• fidotron 3 hours ago

    This is one of the areas the Raspberry Pi ecosystem is not as strong as either Android or random Chinese devices, so it's good to see them doing this.

    For example https://wiki.sipeed.com/soft/maixpy/en/develop_kit_board/mai... has been around for years, and is far far better than it should be, although the resolutions supported by the Pi AI camera are way higher.

    The west has been very slow to get into the whole edge inference game.

    • asenna 2 hours ago

      That MaixCube looks cool. Do you know of any similar products with a much higher resolution?

    • gardnr 5 hours ago

      Mostly classification and object detection. Looks like segmentation and pose estimation as well.

      Here's the page for the chip: https://developer.sony.com/imx500

      And the model zoo: https://github.com/raspberrypi/imx500-models

      • teruakohatu 5 hours ago

        From the article:

        > Using Sony’s suite of AI tools, existing neural network models using frameworks such as TensorFlow or PyTorch can be converted to run efficiently on the AI Camera. Alternatively, new models can be designed to take advantage of the AI accelerator’s specific capabilities.

        From Sony's website [1]

        > Deploy your AI model to IMX500 in three steps.

        > 1. Convert your own quantized and trained deep neural network model into an optimized binary file.

        > 2. Package your AI model as a cryptographically signed package.

        > 3. Deploy your packaged model securely to IMX500.

        and [2]

        > Memory size 8388480 bytes for firmware, network weight file, and working memory

        8.39mb sounds a lot smaller than 8388480 bytes. It is not clear how much is available for the model and how much memory and firmware.

        Does anyone know how well these really quantized image models perform? I have never tried or needed to reduce a model to <8.4 mb.

        [1] https://developer.sony.com/imx500

        [2] https://developer.sony.com/imx500/imx500-key-specifications

        • fidotron 3 hours ago

          > Does anyone know how well these really quantized image models perform?

          IME it's better if they are quantized during training/refinement as it can definitely affect model performance if not.

          > I have never tried or needed to reduce a model to <8.4 mb.

          Same. The limit has been inference speed before model size. It's quite unusual to run video inference at full resolution due to this (having spent too much of my life up-scaling segmentation masks) but maybe their accelerator is actually capable of that speed? They don't seem to say what resolution of image their model is optimized for.

          EDIT: The Sony specs say input tensor size is 640x480.

          • hcfman 2 hours ago

            Really terribly. To put it into context, from memory, yolov3 tiny model was around 6 million parameters. How many parameters will this model be using? Indeed, no one is saying what it is quantized to, but you can be pretty sure that it's 8 bits.

            I deployed yolov3 tiny model back in 2019 with 32 bit weights. It thought that the drain pipe in the driveway was a person.
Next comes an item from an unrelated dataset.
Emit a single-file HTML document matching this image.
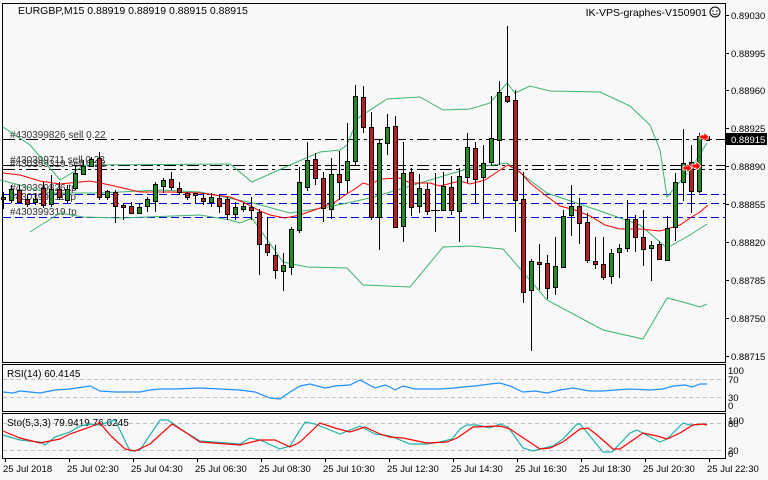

            Whenever people show hype about this this show pre-selected images where there are no candidates for false positives. In reality you would not want to be woken in the middle of the night on the output of these things.

          • CalRobert 4 hours ago

            "8.39mb sounds a lot smaller than 8388480 bytes. "

            I don't follow?

            (Assuming you meant MB and not millibits - if the latter I definitely agree!)

          • fisian 3 hours ago

            I find cameras with embedded processing are really interesiting. I have used the PixieCam before, for on camera image processing and object detection.

            One big benefit is that there are less requirements for the communication interface (e.g. lower bandwidth). Additionally, it makes it a lot easier for embedded applications, e.g. some low power microcontroller that wouldn't have the processing power for image processing itself.

            • cogogo 2 hours ago

              What are the common use cases for this? I’m lacking the imagination to extend the demos to something practical.

              • undefined 2 hours ago
                [deleted]